§ **GOAL**
Set down each line of the data below exactly as it stands, dropping the pictures.

= = =

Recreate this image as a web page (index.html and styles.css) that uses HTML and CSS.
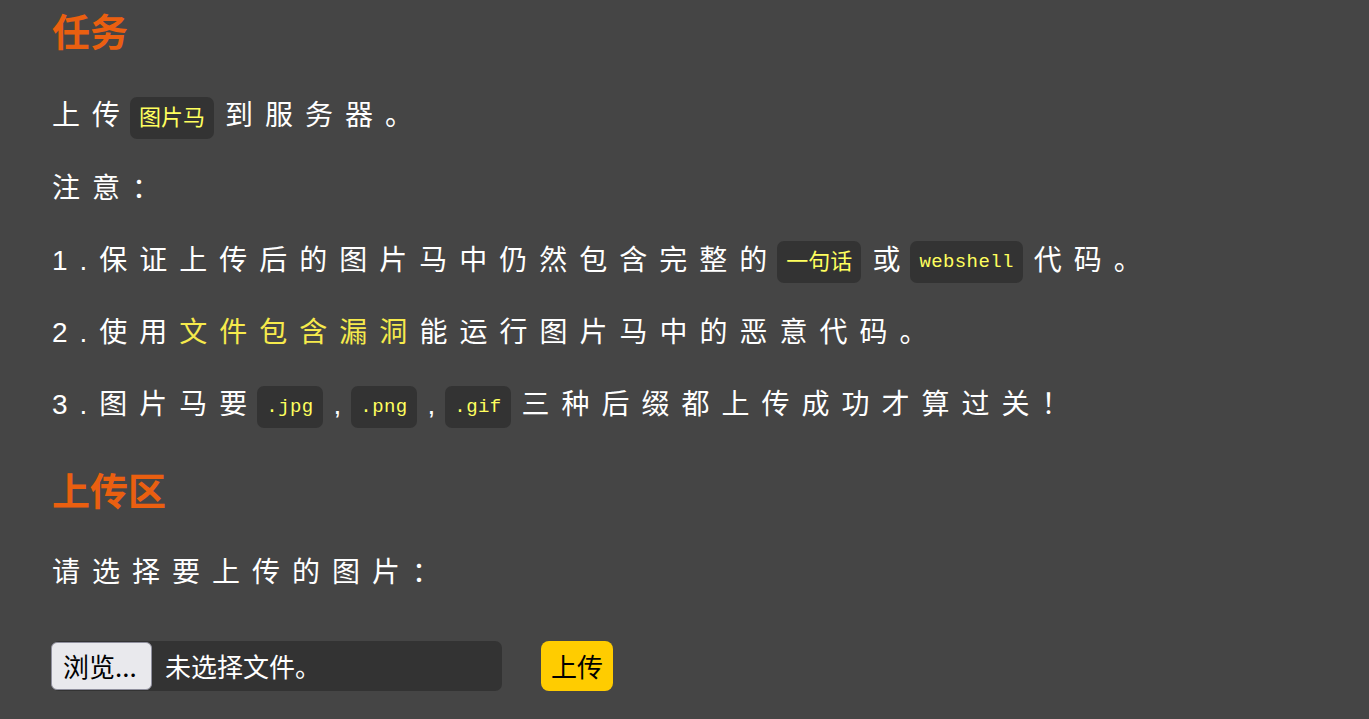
FILE: index.html
```html
<!DOCTYPE html>
<html lang="zh-CN">
<head>
<meta charset="utf-8">
<title>Upload</title>
<link rel="stylesheet" href="styles.css">
</head>
<body>
<div class="content">
  <h2 class="title first">任务</h2>
  <p class="line">上传<code class="cjk">图片马</code>到服务器。</p>
  <p class="line">注意：</p>
  <p class="line">1.保证上传后的图片马中仍然包含完整的<code class="cjk">一句话</code>或<code class="mono">webshell</code>代码。</p>
  <p class="line">2.使用<span class="hl">文件包含漏洞</span>能运行图片马中的恶意代码。</p>
  <p class="line">3.图片马要<code class="mono">.jpg</code>,<code class="mono">.png</code>,<code class="mono">.gif</code>三种后缀都上传成功才算过关！</p>
  <h2 class="title second">上传区</h2>
  <p class="line last">请选择要上传的图片：</p>
  <form class="upload-row">
    <div class="file">
      <span class="browse">浏览...</span>
      <span class="file-name">未选择文件。</span>
    </div>
    <button type="button" class="submit">上传</button>
  </form>
</div>
</body>
</html>
```

FILE: styles.css
```css
html, body {
  margin: 0;
  padding: 0;
  background: #454545;
}

body {
  font-family: "Liberation Sans", "Noto Sans CJK SC", sans-serif;
  color: #ffffff;
}

.content {
  padding: 0 52px;
}

.title {
  margin: 0;
  font-size: 38px;
  line-height: 48px;
  font-weight: bold;
  color: #ea5f10;
  font-family: "Noto Sans CJK SC", "Liberation Sans", sans-serif;
}

.title.first {
  padding-top: 6px;
  margin-bottom: 40px;
}

.title.second {
  margin-top: 37px;
  margin-bottom: 38px;
}

.line {
  margin: 0 0 28px 0;
  font-size: 28px;
  line-height: 44px;
  letter-spacing: 12px;
  white-space: nowrap;
}

.line.last {
  margin-bottom: 46px;
}

.hl {
  color: #f6ea4c;
}

code {
  display: inline-block;
  vertical-align: middle;
  margin: 0 11px 0 -2px;
  padding: 8px 9px;
  line-height: 26px;
  background: #333333;
  color: #ffff5e;
  border-radius: 7px;
  letter-spacing: 0;
}

code.cjk {
  font-family: "Noto Sans CJK SC", sans-serif;
  font-size: 22px;
  padding-top: 5px;
  padding-bottom: 11px;
}

code.mono {
  font-family: "Liberation Mono", monospace;
  font-size: 19px;
  letter-spacing: 0.4px;
}

.upload-row {
  display: flex;
  align-items: center;
  gap: 39px;
  margin: 0;
}

.file {
  display: flex;
  align-items: center;
  width: 450px;
  height: 50px;
  background: #333333;
  border-radius: 7px;
}

.browse {
  box-sizing: border-box;
  display: flex;
  align-items: center;
  width: 101px;
  height: 48px;
  padding: 0 0 0 11px;
  margin-left: -1px;
  background: #e9e9ed;
  color: #000;
  border: 1px solid #8f8f9d;
  border-radius: 6px;
  font-size: 26px;
  font-family: "Noto Sans CJK SC", sans-serif;
}

.file-name {
  margin-left: 13px;
  font-size: 26px;
  font-family: "Noto Sans CJK SC", sans-serif;
  color: #fff;
}

.submit {
  height: 50px;
  width: 72px;
  padding: 0;
  border: none;
  border-radius: 8px;
  background: #ffcc00;
  color: #000;
  font-size: 26px;
  font-family: "Noto Sans CJK SC", sans-serif;
}
```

= = =

§ **OUTPUT OF THE EXERCISE**
Recreate this image as a web page (index.html and styles.css) that uses HTML and CSS.
FILE: index.html
```html
<!DOCTYPE html>
<html lang="zh-CN">
<head>
<meta charset="utf-8">
<title>Upload</title>
<link rel="stylesheet" href="styles.css">
</head>
<body>
<div class="content">
  <h2 class="title first">任务</h2>
  <p class="line">上传<code class="cjk">图片马</code>到服务器。</p>
  <p class="line">注意：</p>
  <p class="line">1.保证上传后的图片马中仍然包含完整的<code class="cjk">一句话</code>或<code class="mono">webshell</code>代码。</p>
  <p class="line">2.使用<span class="hl">文件包含漏洞</span>能运行图片马中的恶意代码。</p>
  <p class="line">3.图片马要<code class="mono">.jpg</code>,<code class="mono">.png</code>,<code class="mono">.gif</code>三种后缀都上传成功才算过关！</p>
  <h2 class="title second">上传区</h2>
  <p class="line last">请选择要上传的图片：</p>
  <form class="upload-row">
    <div class="file">
      <span class="browse">浏览...</span>
      <span class="file-name">未选择文件。</span>
    </div>
    <button type="button" class="submit">上传</button>
  </form>
</div>
</body>
</html>
```

FILE: styles.css
```css
html, body {
  margin: 0;
  padding: 0;
  background: #454545;
}

body {
  font-family: "Liberation Sans", "Noto Sans CJK SC", sans-serif;
  color: #ffffff;
}

.content {
  padding: 0 52px;
}

.title {
  margin: 0;
  font-size: 38px;
  line-height: 48px;
  font-weight: bold;
  color: #ea5f10;
  font-family: "Noto Sans CJK SC", "Liberation Sans", sans-serif;
}

.title.first {
  padding-top: 6px;
  margin-bottom: 40px;
}

.title.second {
  margin-top: 37px;
  margin-bottom: 38px;
}

.line {
  margin: 0 0 28px 0;
  font-size: 28px;
  line-height: 44px;
  letter-spacing: 12px;
  white-space: nowrap;
}

.line.last {
  margin-bottom: 46px;
}

.hl {
  color: #f6ea4c;
}

code {
  display: inline-block;
  vertical-align: middle;
  margin: 0 11px 0 -2px;
  padding: 8px 9px;
  line-height: 26px;
  background: #333333;
  color: #ffff5e;
  border-radius: 7px;
  letter-spacing: 0;
}

code.cjk {
  font-family: "Noto Sans CJK SC", sans-serif;
  font-size: 22px;
  padding-top: 5px;
  padding-bottom: 11px;
}

code.mono {
  font-family: "Liberation Mono", monospace;
  font-size: 19px;
  letter-spacing: 0.4px;
}

.upload-row {
  display: flex;
  align-items: center;
  gap: 39px;
  margin: 0;
}

.file {
  display: flex;
  align-items: center;
  width: 450px;
  height: 50px;
  background: #333333;
  border-radius: 7px;
}

.browse {
  box-sizing: border-box;
  display: flex;
  align-items: center;
  width: 101px;
  height: 48px;
  padding: 0 0 0 11px;
  margin-left: -1px;
  background: #e9e9ed;
  color: #000;
  border: 1px solid #8f8f9d;
  border-radius: 6px;
  font-size: 26px;
  font-family: "Noto Sans CJK SC", sans-serif;
}

.file-name {
  margin-left: 13px;
  font-size: 26px;
  font-family: "Noto Sans CJK SC", sans-serif;
  color: #fff;
}

.submit {
  height: 50px;
  width: 72px;
  padding: 0;
  border: none;
  border-radius: 8px;
  background: #ffcc00;
  color: #000;
  font-size: 26px;
  font-family: "Noto Sans CJK SC", sans-serif;
}
```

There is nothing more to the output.